1.5 million barrels of crude oil are used for making water bottles, globally.
2.7 tons is the amount of plastic used to bottle water and 86% of that become garbage or litter.
These are startling statistics and point the way to making good water that look out for your health and the water we all share.
What can you do?
1. Kick the bottle habit. A four-year study of bottled water conducted by NRDC found that one-fifth of the 103 waters tested contained synthetic organic chemicals and the possible carcinogen styrene. Plastic water bottles often contain BPA (bisphenol-A) a toxic compound that has been linked to breast cancer, and immediate high blood pressure spikes.
Unfortunately, BPA is in many packaging materials, but you want to cut down on your exposure by at least 60%. The safest way to do this is to switch to glass or stainless steel containers since other plastics may have other toxic components.
2. Use rainwater. Put a rain barrel on your downspouts for irrigation, or set up container gardens under your roofline.

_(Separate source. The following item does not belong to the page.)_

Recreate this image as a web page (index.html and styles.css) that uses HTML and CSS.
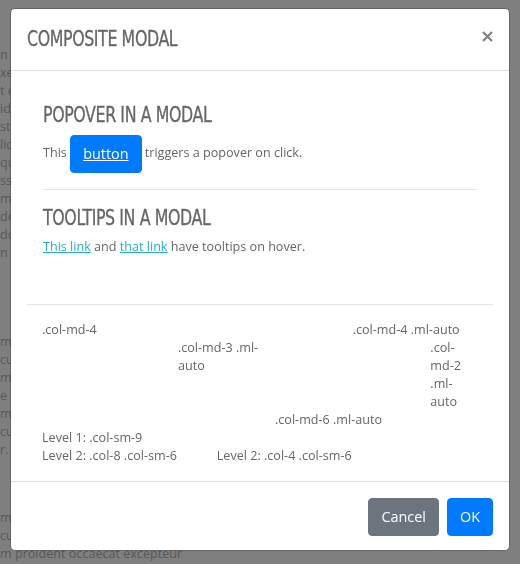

3. Garden with greywater. Water from sinks, showers, dishwashers, and clothes washers can be drained into the garden instead of the sink. Your plants will actually love the soap residue.
4. Protect your sources. Water sources have to be protected. Don't pour chemicals down drains, or flush drugs down toilets—it’s going to end up in someone’s water somewhere. This also applies to fertilizers and pesticides that can run off into local drinking water sources.
Be aware of local water issues—and that means issues that may seem like hundreds of miles away, but which affect your water aquifers.
5. Encourage others. Droughts in one state can and do affect others. We may have good water supply locally now, but as other neighboring areas dry up they’ll need water. Good water habits help us all.